▶ _EXERCISE BRIEF_: Print nothing but the lines from the start of the listing below through the line that contains "const isEnd = month.range". Do not include the pictures.

━━ DATA SHOWN

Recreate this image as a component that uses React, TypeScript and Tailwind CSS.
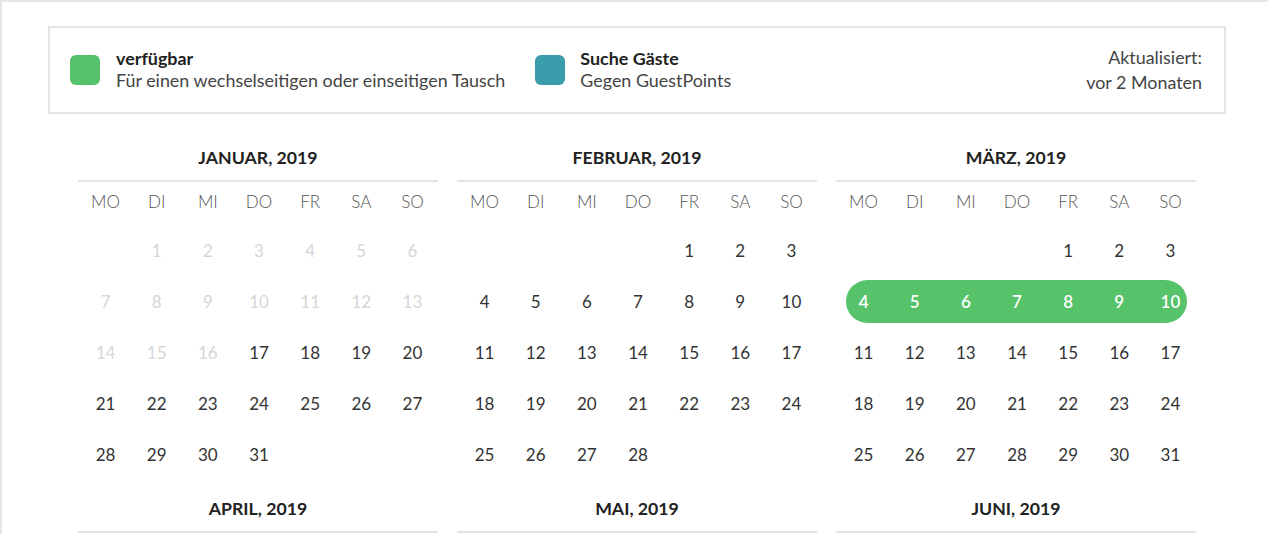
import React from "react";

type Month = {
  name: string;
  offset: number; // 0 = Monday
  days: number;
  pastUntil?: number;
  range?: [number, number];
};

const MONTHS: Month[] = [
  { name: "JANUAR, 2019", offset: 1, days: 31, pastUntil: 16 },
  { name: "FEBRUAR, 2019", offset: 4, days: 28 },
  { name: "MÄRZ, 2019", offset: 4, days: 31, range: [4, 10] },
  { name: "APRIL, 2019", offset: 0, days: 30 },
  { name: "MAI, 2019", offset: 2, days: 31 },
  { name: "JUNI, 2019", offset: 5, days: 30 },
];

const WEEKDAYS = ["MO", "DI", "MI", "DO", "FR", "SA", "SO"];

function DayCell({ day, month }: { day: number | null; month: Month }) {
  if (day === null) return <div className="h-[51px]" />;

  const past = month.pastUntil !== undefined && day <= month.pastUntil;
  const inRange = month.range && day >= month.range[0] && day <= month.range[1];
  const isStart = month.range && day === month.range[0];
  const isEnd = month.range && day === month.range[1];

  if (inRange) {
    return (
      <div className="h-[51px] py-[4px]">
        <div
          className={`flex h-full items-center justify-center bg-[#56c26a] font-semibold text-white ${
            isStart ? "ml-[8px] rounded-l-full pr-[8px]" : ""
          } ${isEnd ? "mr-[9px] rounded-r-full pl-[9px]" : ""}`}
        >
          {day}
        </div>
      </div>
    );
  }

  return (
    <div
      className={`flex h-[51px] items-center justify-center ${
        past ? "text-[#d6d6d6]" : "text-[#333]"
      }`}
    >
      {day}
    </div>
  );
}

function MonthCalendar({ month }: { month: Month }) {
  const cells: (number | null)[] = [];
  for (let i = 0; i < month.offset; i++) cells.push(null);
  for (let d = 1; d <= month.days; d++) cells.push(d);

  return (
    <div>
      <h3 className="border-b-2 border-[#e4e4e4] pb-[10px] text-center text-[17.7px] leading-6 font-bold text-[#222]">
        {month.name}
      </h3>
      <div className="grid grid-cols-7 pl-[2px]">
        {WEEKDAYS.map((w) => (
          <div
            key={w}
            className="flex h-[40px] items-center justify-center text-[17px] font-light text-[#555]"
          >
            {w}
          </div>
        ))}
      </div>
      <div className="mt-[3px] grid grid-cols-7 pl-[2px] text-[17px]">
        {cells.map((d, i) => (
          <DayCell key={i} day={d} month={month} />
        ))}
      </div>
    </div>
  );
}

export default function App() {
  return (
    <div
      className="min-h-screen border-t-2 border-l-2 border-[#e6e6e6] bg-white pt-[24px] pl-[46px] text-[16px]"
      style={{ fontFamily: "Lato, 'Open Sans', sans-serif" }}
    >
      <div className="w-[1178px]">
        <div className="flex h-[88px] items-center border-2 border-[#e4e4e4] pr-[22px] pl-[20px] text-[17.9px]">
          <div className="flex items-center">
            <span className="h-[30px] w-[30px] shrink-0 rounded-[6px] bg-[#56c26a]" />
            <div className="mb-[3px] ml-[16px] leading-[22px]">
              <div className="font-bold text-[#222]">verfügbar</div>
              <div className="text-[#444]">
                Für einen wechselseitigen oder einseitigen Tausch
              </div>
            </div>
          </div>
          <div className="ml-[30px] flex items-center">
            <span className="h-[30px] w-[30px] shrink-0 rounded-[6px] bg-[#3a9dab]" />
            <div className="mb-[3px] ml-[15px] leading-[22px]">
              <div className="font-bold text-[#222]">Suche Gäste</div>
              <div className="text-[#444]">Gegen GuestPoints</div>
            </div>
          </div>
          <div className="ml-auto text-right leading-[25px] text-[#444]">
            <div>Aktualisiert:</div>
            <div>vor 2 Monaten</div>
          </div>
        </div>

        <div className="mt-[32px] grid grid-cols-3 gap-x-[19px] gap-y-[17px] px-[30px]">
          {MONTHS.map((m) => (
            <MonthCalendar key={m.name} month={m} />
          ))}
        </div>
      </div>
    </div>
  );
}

━━━━

▶ _ANSWER TO THE TASK_:
Recreate this image as a component that uses React, TypeScript and Tailwind CSS.
import React from "react";

type Month = {
  name: string;
  offset: number; // 0 = Monday
  days: number;
  pastUntil?: number;
  range?: [number, number];
};

const MONTHS: Month[] = [
  { name: "JANUAR, 2019", offset: 1, days: 31, pastUntil: 16 },
  { name: "FEBRUAR, 2019", offset: 4, days: 28 },
  { name: "MÄRZ, 2019", offset: 4, days: 31, range: [4, 10] },
  { name: "APRIL, 2019", offset: 0, days: 30 },
  { name: "MAI, 2019", offset: 2, days: 31 },
  { name: "JUNI, 2019", offset: 5, days: 30 },
];

const WEEKDAYS = ["MO", "DI", "MI", "DO", "FR", "SA", "SO"];

function DayCell({ day, month }: { day: number | null; month: Month }) {
  if (day === null) return <div className="h-[51px]" />;

  const past = month.pastUntil !== undefined && day <= month.pastUntil;
  const inRange = month.range && day >= month.range[0] && day <= month.range[1];
  const isStart = month.range && day === month.range[0];
  const isEnd = month.range && day === month.range[1];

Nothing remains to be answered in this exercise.